A tônica na companhia continua a ser abrir novas frentes de expansão. Em agosto, a Dental Cremer passou a prestar consultoria para construir ou reformar clínicas odontológicas. A divisão já representa 6% das vendas. Como ampliar o portfólio sem aumentar demais a complexidade do negócio? Batista fechou contratos com empresas especializadas, que mantêm funcionários de atendimento exclusivo. É o que acontece também no caso de pacotes de viagens. As semelhanças da Dental Cremer com a nova controladora facilitaram a ausência, pelo menos até agora, de choque cultural.
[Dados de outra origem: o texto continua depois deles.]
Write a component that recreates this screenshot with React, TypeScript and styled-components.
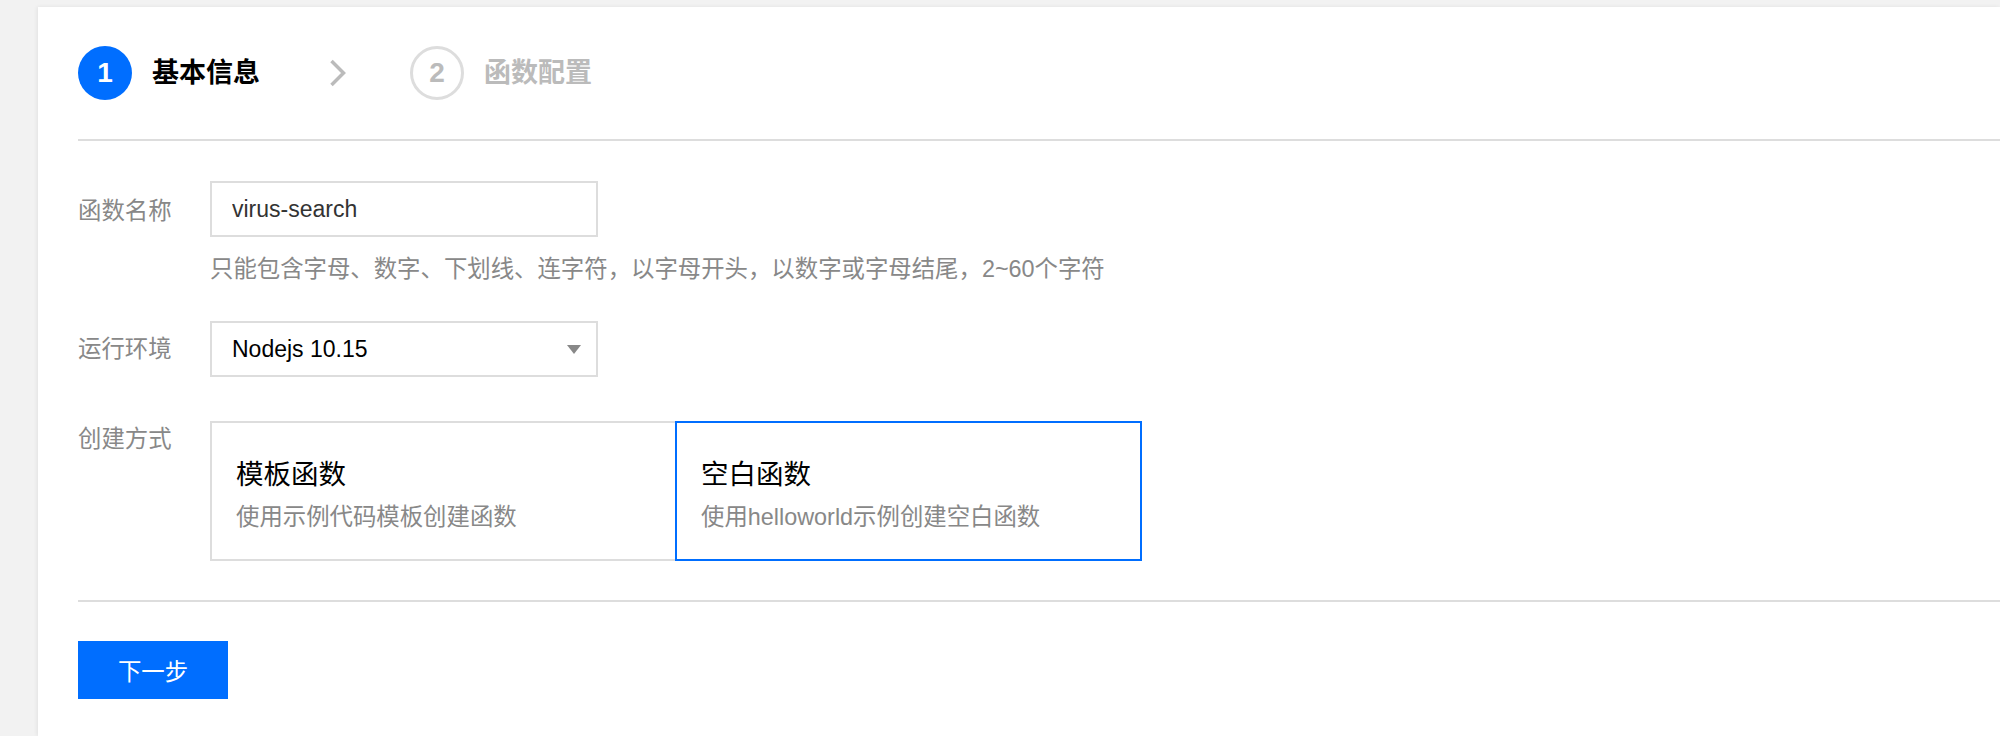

Os planos da multinacional incluem a expansão nas áreas de produtos odontológicos e veterinários, com novas aquisições. Antes da Dental Cremer, a Henry Schein já havia adquirido 50% da catarinense Speed Graph, em 2014, que fatura 155 milhões de reais. E, em janeiro, 51% da carioca Tecnew, distribuidora de produtos de saúde animal, com vendas de 70 milhões de reais. “O Brasil será nossa base para expansão na América Latina e para vender os produtos brasileiros em nossas outras operações”, diz Bergman. Em 2015, a britânica Bunzl comprou a mineira Dental Sorria, com receitas de 30 milhões de reais por ano. A briga pela consolidação do mercado só começou. E está claro que a Henry Schein não vai querer ficar para trás.